Right before she steps onto the sidewalk, Rose halts and looks back. My heart rate jumps at the puzzled frown on her face as her eyes move past my position without stopping. Rose shakes her head and allows herself to be pulled along with her friends.
I follow.
The greedy instinct of my creature usually occurs with riches, fine metals, and gems. It works well with my chosen profession. Treasure hunting provides just enough adventure to keep me from getting bored and the glittering results delight my inner self.
I’ve never hunted a mate before.
1
Rose
Someone is watching me.
The air is chilly and pervasive. Fingers of cold reach me despite my brisk pace. I tug the collar of my coat higher around my face. The scratch of the wool against my cheeks is just one more irritating sensation. I fight the urge to look behind me; to make triple sure I’m not being followed.
Don’t look. You don’t have time for this, Rose.
I suppress the sense of eyes on me that trickles past the cold of the morning and catches my breath. If I do stop, if I do look, I won’t see anything more than I have for the past week. Nothing.
No one is following me. No one is watching me.
It’s taken days to conclude that my brain is sending faulty signals. As if I need anything else to worry about. Personal turmoil, matchmaking burnout, and now being haunted by eyes that aren’t there.
My destination comes into view and my worries ease. A nondescript storefront bordered by other nondescript stores. This year our place of business masquerades as a video rental location.

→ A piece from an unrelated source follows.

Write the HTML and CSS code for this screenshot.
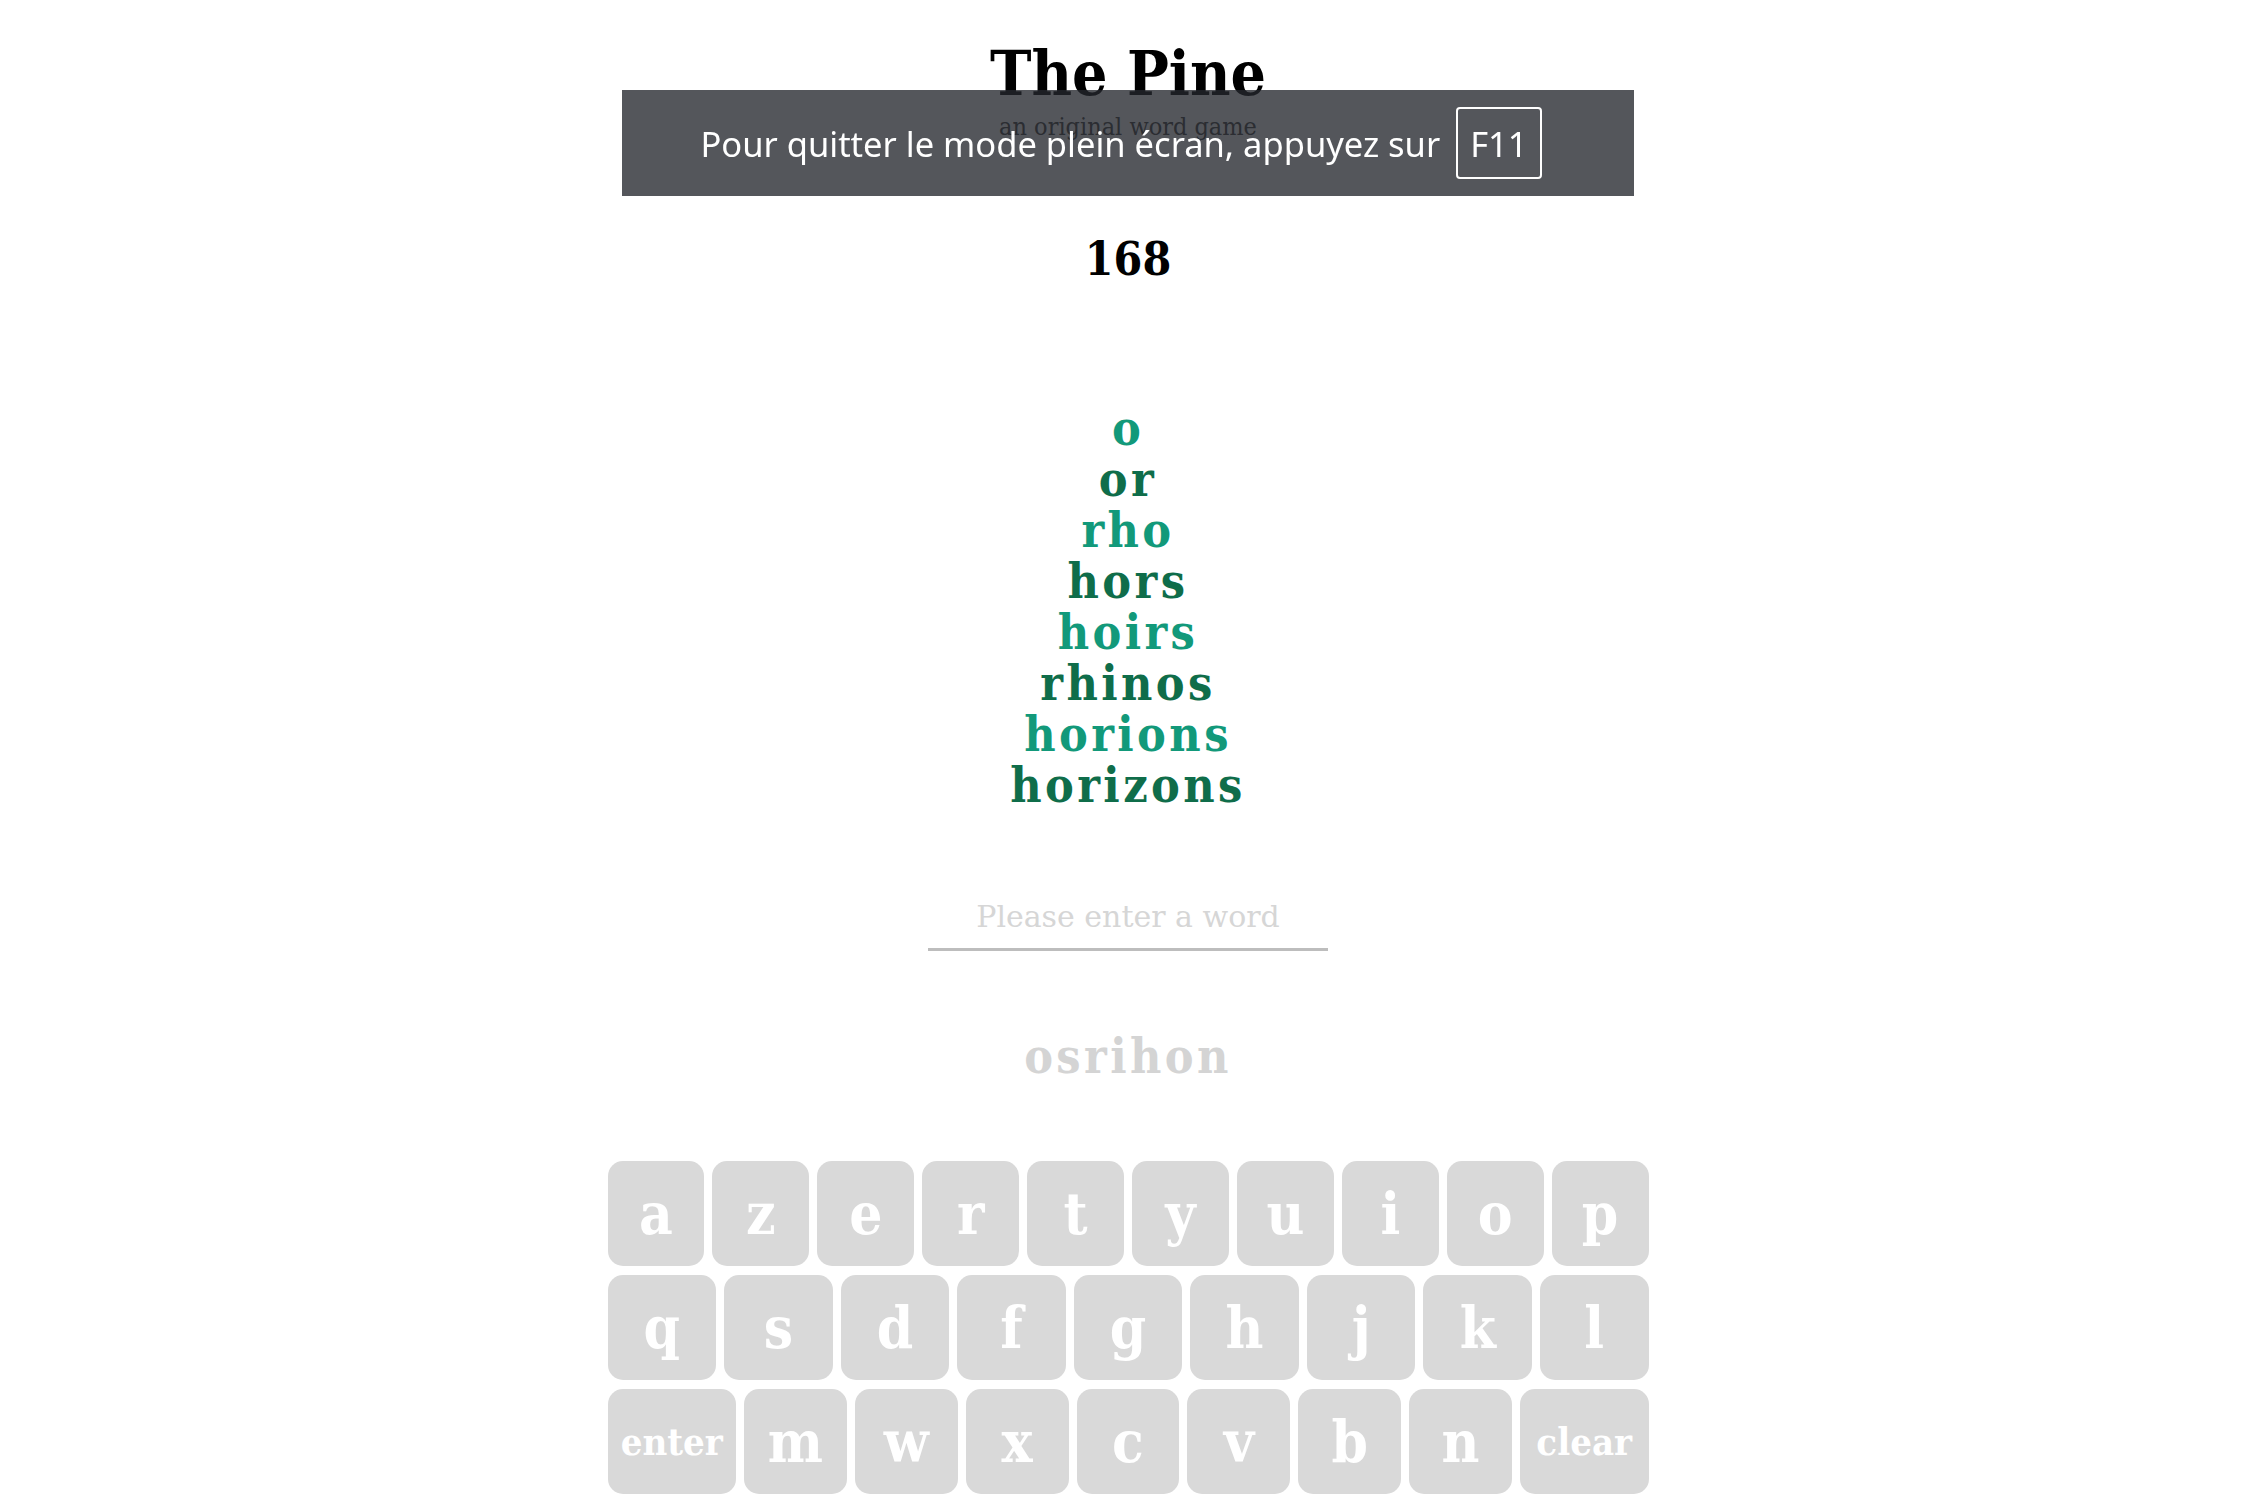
FILE: index.html
```html
<!DOCTYPE html>
<html lang="en">
<head>
<meta charset="utf-8">
<title>The Pine</title>
<link rel="stylesheet" href="styles.css">
</head>
<body>
<main class="page">
  <h1 class="title">The Pine</h1>
  <p class="subtitle">an original word game</p>
  <div class="score">168</div>
  <ol class="tree">
    <li class="light">o</li>
    <li class="dark">or</li>
    <li class="light">rho</li>
    <li class="dark">hors</li>
    <li class="light">hoirs</li>
    <li class="dark">rhinos</li>
    <li class="light">horions</li>
    <li class="dark">horizons</li>
  </ol>
  <input class="word-input" type="text" placeholder="Please enter a word">
  <div class="letters">osrihon</div>
  <div class="keyboard">
    <div class="row">
      <button class="key">a</button><button class="key">z</button><button class="key">e</button><button class="key">r</button><button class="key">t</button><button class="key">y</button><button class="key">u</button><button class="key">i</button><button class="key">o</button><button class="key">p</button>
    </div>
    <div class="row">
      <button class="key">q</button><button class="key">s</button><button class="key">d</button><button class="key">f</button><button class="key">g</button><button class="key">h</button><button class="key">j</button><button class="key">k</button><button class="key">l</button>
    </div>
    <div class="row">
      <button class="key key-wide">enter</button><button class="key">m</button><button class="key">w</button><button class="key">x</button><button class="key">c</button><button class="key">v</button><button class="key">b</button><button class="key">n</button><button class="key key-wide">clear</button>
    </div>
  </div>
</main>
<div class="toast">
  <span class="toast-text">Pour quitter le mode plein écran, appuyez sur</span>
  <span class="toast-key">F11</span>
</div>
</body>
</html>
```

FILE: styles.css
```css
html, body {
  margin: 0;
  padding: 0;
  background: #ffffff;
}

body {
  font-family: "DejaVu Serif", serif;
  font-stretch: condensed;
  color: #000;
}

.page {
  display: flex;
  flex-direction: column;
  align-items: center;
}

.title {
  margin: 43px 0 0;
  font-size: 62px;
  line-height: 1;
  font-weight: 700;
  color: #000;
}

.subtitle {
  margin: 9px 0 0;
  font-size: 25px;
  line-height: 1;
  color: #444;
}

.score {
  margin-top: 97px;
  font-size: 46px;
  line-height: 1;
  font-weight: 700;
}

.tree {
  list-style: none;
  margin: 121px 0 0;
  padding: 0;
  text-align: center;
  font-size: 48px;
  line-height: 51px;
  font-weight: 700;
  letter-spacing: 3.4px;
}

.tree .light { color: #12997a; }
.tree .dark { color: #0f6d4a; }

.word-input {
  margin-top: 74px;
  width: 400px;
  height: 63px;
  padding: 0;
  box-sizing: content-box;
  border: 0;
  border-bottom: 3px solid #bdbdbd;
  outline: none;
  background: transparent;
  font-family: "DejaVu Serif", serif;
  font-stretch: normal;
  font-size: 30px;
  text-align: center;
  color: #333;
}

.word-input::placeholder {
  color: #d6d6d6;
}

.letters {
  margin-top: 80px;
  font-size: 48px;
  line-height: 51px;
  font-weight: 700;
  letter-spacing: 3.4px;
  color: #d4d4d4;
}

.keyboard {
  margin-top: 79px;
  width: 1041px;
  display: flex;
  flex-direction: column;
  gap: 9px;
}

.row {
  display: flex;
  gap: 8px;
}

.key {
  flex: 1 1 0;
  height: 105px;
  border: 0;
  border-radius: 15px;
  background: #d9d9d9;
  color: #ffffff;
  font-family: "DejaVu Serif", serif;
  font-stretch: condensed;
  font-size: 58px;
  font-weight: 700;
  padding: 0;
  display: flex;
  align-items: center;
  justify-content: center;
}

.key-wide {
  flex-grow: 1.25;
  font-size: 38px;
}

.toast {
  position: fixed;
  top: 90px;
  left: 50%;
  transform: translateX(-50%);
  width: 1012px;
  height: 106px;
  box-sizing: border-box;
  padding-right: 14px;
  background: rgba(36, 38, 45, 0.78);
  display: flex;
  align-items: center;
  justify-content: center;
  gap: 16px;
  font-family: "Noto Sans", sans-serif;
  font-stretch: normal;
  font-size: 34.5px;
  color: #ffffff;
}

.toast-key {
  height: 68px;
  padding: 0 12px;
  border: 2px solid #ffffff;
  border-radius: 4px;
  display: flex;
  align-items: center;
}
```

I’d argued against it. Argued that the novelty of the business would be more noticeable than if it was just another antique store that no one visits. But the storefront next to us had been bought out by an actual antique store, so my vote was vetoed.
Our building is so heavily spelled that the only individuals who enter The Love Bathhouse are those who mean to enter. Through all the generations that my family have run the bathhouse, we’ve never had an unsuspecting human stumble through our door. And to suggest otherwise would insult the ward master we contract with, so I keep my misplaced worries to myself.